The Discovery of the Apollo 12 Lunar Module Impact Site
GoneToPlaid's 11/21/2013 Discovery
The Apollo 12 LM Intrepid's impact site was discovered by GoneToPlaid (me, since I never use my real name online) on the evening of 11/20/2013. I reported my discovery via email on 11/21/2013 to Alan Bean (Apollo 12 LMP), Eric Jones and Ken Glover (editors of the Apollo Lunar Surface Journal), Andrew Chaikin (author and contributor to the ALSJ), and professor Ulrich Lotzmann (ALSJ contributor, discoverer of numerous asteroids, and discoverer of two periodic comets).
My discovery initially remained confidential since I needed to perform further research in order to confirm several of my hypotheses about the remarkably unusual circumstances regarding how this impact site could have possibly been created by the lunar module which the Apollo 12 crew most appropriately named Intrepid. This research involved terrain modeling versus LM trajectory and impact angle from the horizontal, confirmation from Apollo astronauts that the LMs were fully pressurized after being jettisoned from the CMs following ascent and orbital rendezvous, and performing basic physics calculations for what is essentially a pressurized aluminum can traveling at a velocity of over 3700 miles per hour which would rip open and explode within 1 to 5 milliseconds after making contact with the lunar surface. Since I am not a scientist, I had to perform further research during my limited free time. Thus it took me until 04/12/2015 to complete all of my research and to confirm that this really is the Apollo 12 LM Intrepid's lunar impact site. I published this web page about my discovery on 04/15/2015.

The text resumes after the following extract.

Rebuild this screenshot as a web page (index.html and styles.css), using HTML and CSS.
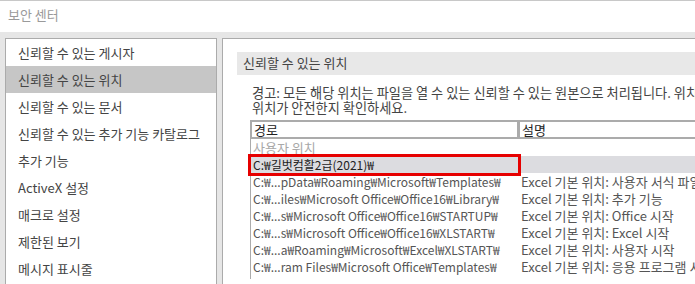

My confirmed discovery was once again reported via email on 04/11/2015 to the same parties as above. I then reported my confirmed discovery via email directly to Dr. Mark Robinson (principal investigator for the Lunar Reconnaissance Orbiter mission) on 04/12/2015. Dr. Robinson forwarded my email to on 04/13/2015 to planetary scientist Jeffrey Plescia at John Hopkins University. Jeffrey Plescia formerly worked at the USGS and at JPL. I received an email response from Jeffrey Plescia on 04/15/2015, asking for the impact site coordinates. I replied via email to both Dr. Robinson and Jeffrey Plescia on 04/15/2015. I emailed Dr. Mark Robinson and Jeffrey Plescia with a link to this web page which listed the LM impact site coordinates and which provided direct links for viewing the impact site using the LRO Team's QuickMap web site, and with contact information for the people at NASA who I had also contacted about my discovery . In my email, I asked Jeffrey and the LRO Team to confirm my discovery so that NASA and the LRO Team could issue a press release about the discovery. I never heard back from either of them via email or by phone. I subsequently emailed additional information to Jeffrey Plescia on 04/17/2015, yet I did not receive any reply. Jeffrey Plescia and the LRO Team never followed up my request to confirm my discovery.
As mentioned, on 04/15/2015, I reported my discovery via email to my contacts at NASA, and to the same parties for the 11/20/2013 email. Specifically, I additionally reported my discovery to these people at NASA: "Barry, Bill (HQ-NH000)" firstname.lastname@example.org, "Ulrich, Bert (HQ-NG000)" email@example.com, "Brown, Fred A. (HQ-NG000)" firstname.lastname@example.org, "Feinberg, Al (HQ-NG000)" email@example.com. This same email was also sent to ALSJ contributor David Woods and to former NASA Administrator Michael Griffin. I received enthusiastic responses from David Woods and Michael Griffin. I never received any email responses or phone calls from NASA.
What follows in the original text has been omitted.